• **Task objective**
Pick out all lines in the listing holding the string "components" and copy them.

• **Information shown**
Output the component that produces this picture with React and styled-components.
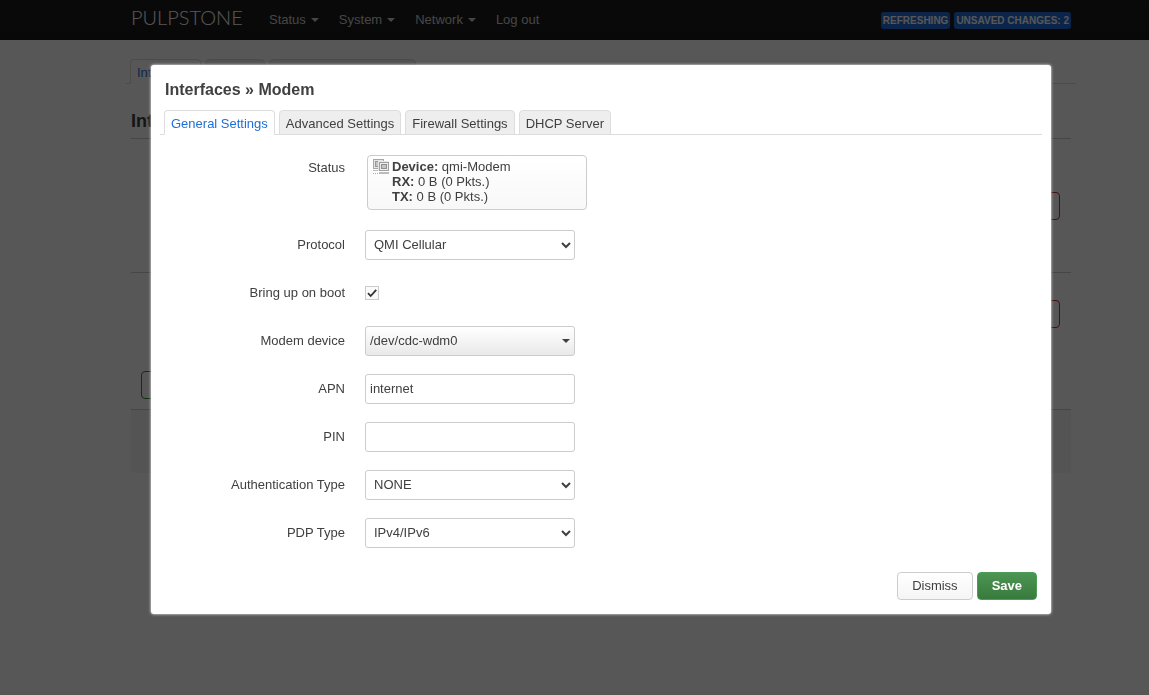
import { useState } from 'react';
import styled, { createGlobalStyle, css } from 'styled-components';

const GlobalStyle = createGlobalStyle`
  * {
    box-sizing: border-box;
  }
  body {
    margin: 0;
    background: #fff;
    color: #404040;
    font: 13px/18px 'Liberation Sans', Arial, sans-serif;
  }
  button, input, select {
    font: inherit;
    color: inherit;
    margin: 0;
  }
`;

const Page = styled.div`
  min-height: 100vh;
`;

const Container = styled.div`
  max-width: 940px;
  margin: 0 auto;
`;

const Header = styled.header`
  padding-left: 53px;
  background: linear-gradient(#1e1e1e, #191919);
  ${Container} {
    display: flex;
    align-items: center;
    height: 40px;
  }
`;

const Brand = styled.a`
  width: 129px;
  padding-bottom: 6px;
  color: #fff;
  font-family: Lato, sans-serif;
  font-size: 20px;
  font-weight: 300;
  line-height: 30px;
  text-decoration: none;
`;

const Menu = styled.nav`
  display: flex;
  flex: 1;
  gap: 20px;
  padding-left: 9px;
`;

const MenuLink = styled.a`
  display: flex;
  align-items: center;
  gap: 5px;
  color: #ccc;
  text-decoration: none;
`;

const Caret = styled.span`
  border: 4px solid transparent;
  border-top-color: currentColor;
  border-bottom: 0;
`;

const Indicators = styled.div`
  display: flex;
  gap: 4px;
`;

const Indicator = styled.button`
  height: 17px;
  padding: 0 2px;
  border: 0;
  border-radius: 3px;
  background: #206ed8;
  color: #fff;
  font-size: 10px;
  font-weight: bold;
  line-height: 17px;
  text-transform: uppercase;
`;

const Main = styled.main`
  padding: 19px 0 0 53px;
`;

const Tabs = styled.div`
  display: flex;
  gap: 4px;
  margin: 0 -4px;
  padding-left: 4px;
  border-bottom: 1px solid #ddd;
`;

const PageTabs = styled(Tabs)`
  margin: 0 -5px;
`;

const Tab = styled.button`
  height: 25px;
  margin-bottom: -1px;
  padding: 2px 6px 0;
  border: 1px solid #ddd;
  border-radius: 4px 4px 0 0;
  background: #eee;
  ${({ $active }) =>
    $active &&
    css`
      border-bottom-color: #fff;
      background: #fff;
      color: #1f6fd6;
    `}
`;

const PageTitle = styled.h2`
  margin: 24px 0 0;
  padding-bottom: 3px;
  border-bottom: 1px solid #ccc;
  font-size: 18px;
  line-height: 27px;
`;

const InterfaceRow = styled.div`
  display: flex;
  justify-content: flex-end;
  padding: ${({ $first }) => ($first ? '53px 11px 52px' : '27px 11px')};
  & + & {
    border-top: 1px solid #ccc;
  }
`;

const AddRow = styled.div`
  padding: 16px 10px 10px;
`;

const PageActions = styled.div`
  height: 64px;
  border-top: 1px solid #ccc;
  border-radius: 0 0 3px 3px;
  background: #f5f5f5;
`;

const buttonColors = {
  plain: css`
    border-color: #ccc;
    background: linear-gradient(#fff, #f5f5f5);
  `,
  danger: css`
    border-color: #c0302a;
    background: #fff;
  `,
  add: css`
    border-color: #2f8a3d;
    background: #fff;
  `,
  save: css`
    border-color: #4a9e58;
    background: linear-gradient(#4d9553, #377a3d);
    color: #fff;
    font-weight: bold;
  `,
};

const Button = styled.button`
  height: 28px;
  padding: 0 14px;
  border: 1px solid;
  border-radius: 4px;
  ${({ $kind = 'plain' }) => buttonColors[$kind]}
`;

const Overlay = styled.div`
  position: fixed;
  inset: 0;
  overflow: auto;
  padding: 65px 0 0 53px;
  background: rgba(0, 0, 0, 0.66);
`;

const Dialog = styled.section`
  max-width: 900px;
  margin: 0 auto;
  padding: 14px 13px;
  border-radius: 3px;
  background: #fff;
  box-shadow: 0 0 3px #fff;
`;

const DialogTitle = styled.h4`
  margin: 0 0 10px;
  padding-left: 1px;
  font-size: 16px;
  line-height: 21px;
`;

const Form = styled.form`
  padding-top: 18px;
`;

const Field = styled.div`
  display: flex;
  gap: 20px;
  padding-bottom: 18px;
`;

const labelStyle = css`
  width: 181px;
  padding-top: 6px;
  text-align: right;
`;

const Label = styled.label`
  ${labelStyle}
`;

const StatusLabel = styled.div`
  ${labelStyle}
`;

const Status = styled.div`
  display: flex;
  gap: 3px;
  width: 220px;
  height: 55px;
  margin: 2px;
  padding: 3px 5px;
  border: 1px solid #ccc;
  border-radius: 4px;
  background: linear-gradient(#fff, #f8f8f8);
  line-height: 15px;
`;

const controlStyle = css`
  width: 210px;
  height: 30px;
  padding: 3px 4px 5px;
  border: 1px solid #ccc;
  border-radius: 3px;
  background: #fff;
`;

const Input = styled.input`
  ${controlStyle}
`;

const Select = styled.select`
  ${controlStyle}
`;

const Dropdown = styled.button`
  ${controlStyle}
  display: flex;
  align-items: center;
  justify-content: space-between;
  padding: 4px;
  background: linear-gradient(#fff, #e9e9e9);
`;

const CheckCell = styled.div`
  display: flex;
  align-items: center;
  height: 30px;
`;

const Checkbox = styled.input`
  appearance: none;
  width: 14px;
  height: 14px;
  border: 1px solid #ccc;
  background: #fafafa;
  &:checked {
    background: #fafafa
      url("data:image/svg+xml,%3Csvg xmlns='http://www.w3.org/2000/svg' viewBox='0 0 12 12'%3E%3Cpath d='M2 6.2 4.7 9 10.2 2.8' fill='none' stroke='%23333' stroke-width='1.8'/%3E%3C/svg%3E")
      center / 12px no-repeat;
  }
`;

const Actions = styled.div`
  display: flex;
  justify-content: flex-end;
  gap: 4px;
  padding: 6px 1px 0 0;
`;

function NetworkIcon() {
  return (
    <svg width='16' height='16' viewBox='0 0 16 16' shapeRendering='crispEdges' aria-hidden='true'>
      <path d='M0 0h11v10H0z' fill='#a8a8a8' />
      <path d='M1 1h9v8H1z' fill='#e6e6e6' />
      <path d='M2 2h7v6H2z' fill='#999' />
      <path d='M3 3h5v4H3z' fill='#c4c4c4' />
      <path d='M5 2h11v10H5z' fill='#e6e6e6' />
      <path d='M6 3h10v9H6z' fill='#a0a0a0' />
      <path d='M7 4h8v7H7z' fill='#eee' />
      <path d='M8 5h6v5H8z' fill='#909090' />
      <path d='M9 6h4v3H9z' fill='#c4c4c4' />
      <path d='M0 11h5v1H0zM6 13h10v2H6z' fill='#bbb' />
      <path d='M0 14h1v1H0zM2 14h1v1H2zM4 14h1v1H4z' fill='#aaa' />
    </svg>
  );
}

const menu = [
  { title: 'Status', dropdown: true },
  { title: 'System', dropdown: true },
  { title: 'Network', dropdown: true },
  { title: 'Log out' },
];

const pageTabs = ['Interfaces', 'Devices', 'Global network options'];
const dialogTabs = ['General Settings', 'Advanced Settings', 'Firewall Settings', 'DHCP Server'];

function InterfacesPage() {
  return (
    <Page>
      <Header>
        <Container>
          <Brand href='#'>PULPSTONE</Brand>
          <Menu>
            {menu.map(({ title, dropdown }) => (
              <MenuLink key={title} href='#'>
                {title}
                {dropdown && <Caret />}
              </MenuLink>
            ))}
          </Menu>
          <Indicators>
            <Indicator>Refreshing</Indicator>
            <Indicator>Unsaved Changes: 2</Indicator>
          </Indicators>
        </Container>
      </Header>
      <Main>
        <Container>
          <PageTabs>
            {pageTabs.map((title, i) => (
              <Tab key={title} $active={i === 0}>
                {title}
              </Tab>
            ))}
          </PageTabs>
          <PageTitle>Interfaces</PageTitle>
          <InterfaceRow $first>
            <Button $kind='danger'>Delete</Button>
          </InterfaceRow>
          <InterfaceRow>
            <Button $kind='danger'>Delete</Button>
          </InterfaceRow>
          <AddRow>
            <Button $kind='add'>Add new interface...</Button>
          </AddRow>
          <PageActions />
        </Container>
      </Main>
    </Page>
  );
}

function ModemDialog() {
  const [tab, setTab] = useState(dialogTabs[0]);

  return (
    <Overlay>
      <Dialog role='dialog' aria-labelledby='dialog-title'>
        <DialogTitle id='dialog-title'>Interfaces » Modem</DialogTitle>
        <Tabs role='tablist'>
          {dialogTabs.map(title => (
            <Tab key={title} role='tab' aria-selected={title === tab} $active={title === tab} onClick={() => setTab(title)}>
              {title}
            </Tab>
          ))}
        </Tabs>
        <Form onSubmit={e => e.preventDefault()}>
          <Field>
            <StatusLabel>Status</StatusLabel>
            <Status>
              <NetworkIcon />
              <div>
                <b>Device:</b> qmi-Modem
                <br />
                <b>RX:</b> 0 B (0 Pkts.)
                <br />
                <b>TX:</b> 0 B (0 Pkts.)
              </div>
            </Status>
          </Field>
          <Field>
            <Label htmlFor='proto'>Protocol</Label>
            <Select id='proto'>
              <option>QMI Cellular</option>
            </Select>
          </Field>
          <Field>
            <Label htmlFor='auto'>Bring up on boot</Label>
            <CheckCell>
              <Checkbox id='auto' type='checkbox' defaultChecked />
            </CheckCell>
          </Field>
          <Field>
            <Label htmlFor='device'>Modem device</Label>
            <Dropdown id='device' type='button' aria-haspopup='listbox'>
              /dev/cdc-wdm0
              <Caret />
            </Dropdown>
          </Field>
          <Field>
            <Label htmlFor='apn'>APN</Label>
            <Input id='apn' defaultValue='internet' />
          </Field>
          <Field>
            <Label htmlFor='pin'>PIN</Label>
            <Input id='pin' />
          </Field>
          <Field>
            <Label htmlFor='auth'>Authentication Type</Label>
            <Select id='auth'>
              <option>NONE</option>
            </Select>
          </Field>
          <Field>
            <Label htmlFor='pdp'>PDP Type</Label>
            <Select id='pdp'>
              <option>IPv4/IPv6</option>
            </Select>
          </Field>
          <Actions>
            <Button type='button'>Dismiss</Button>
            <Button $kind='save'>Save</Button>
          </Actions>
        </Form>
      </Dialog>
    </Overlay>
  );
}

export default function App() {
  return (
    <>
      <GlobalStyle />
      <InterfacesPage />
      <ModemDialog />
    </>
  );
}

• **Result of this exercise**
Output the component that produces this picture with React and styled-components.
import styled, { createGlobalStyle, css } from 'styled-components';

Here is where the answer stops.